### Exercise prompt
Write out the listing below in full and exactly, leaving out every picture.

** begin **

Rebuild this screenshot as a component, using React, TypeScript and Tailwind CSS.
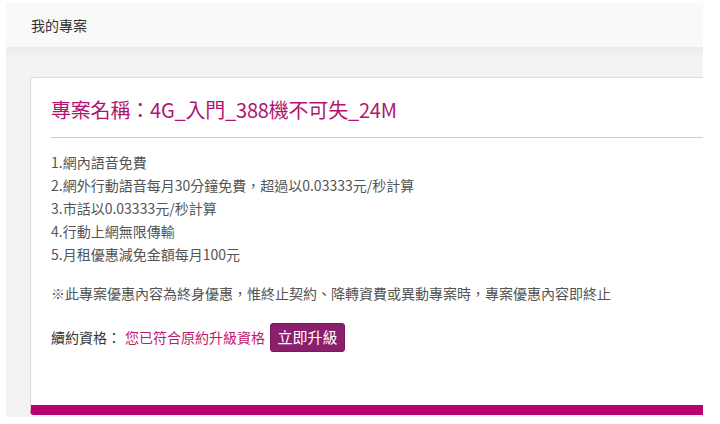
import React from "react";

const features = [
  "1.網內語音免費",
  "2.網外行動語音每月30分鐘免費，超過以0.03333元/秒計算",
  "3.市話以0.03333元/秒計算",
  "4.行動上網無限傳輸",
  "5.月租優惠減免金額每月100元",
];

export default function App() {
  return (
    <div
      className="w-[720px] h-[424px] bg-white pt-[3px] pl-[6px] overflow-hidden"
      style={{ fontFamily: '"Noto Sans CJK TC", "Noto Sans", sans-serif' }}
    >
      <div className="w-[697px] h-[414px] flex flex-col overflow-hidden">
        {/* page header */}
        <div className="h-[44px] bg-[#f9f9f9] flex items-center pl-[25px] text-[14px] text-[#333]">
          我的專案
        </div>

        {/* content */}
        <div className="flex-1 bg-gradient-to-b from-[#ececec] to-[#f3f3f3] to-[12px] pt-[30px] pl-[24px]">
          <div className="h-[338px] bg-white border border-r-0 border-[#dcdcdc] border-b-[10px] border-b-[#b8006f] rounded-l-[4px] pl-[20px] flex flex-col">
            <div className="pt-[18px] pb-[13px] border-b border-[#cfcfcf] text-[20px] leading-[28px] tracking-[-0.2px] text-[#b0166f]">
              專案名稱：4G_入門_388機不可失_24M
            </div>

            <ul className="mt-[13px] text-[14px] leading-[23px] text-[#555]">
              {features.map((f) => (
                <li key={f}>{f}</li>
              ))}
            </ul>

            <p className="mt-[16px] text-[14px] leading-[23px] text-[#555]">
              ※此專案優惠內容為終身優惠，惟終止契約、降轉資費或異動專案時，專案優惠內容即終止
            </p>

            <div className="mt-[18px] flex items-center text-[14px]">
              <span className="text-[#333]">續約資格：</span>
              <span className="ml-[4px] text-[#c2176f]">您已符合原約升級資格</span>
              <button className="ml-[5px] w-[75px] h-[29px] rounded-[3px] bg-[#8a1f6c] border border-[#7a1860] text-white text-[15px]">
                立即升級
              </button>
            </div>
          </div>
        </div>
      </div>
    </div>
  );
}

** end **

### Result of the task
Rebuild this screenshot as a component, using React, TypeScript and Tailwind CSS.
import React from "react";

const features = [
  "1.網內語音免費",
  "2.網外行動語音每月30分鐘免費，超過以0.03333元/秒計算",
  "3.市話以0.03333元/秒計算",
  "4.行動上網無限傳輸",
  "5.月租優惠減免金額每月100元",
];

export default function App() {
  return (
    <div
      className="w-[720px] h-[424px] bg-white pt-[3px] pl-[6px] overflow-hidden"
      style={{ fontFamily: '"Noto Sans CJK TC", "Noto Sans", sans-serif' }}
    >
      <div className="w-[697px] h-[414px] flex flex-col overflow-hidden">
        {/* page header */}
        <div className="h-[44px] bg-[#f9f9f9] flex items-center pl-[25px] text-[14px] text-[#333]">
          我的專案
        </div>

        {/* content */}
        <div className="flex-1 bg-gradient-to-b from-[#ececec] to-[#f3f3f3] to-[12px] pt-[30px] pl-[24px]">
          <div className="h-[338px] bg-white border border-r-0 border-[#dcdcdc] border-b-[10px] border-b-[#b8006f] rounded-l-[4px] pl-[20px] flex flex-col">
            <div className="pt-[18px] pb-[13px] border-b border-[#cfcfcf] text-[20px] leading-[28px] tracking-[-0.2px] text-[#b0166f]">
              專案名稱：4G_入門_388機不可失_24M
            </div>

            <ul className="mt-[13px] text-[14px] leading-[23px] text-[#555]">
              {features.map((f) => (
                <li key={f}>{f}</li>
              ))}
            </ul>

            <p className="mt-[16px] text-[14px] leading-[23px] text-[#555]">
              ※此專案優惠內容為終身優惠，惟終止契約、降轉資費或異動專案時，專案優惠內容即終止
            </p>

            <div className="mt-[18px] flex items-center text-[14px]">
              <span className="text-[#333]">續約資格：</span>
              <span className="ml-[4px] text-[#c2176f]">您已符合原約升級資格</span>
              <button className="ml-[5px] w-[75px] h-[29px] rounded-[3px] bg-[#8a1f6c] border border-[#7a1860] text-white text-[15px]">
                立即升級
              </button>
            </div>
          </div>
        </div>
      </div>
    </div>
  );
}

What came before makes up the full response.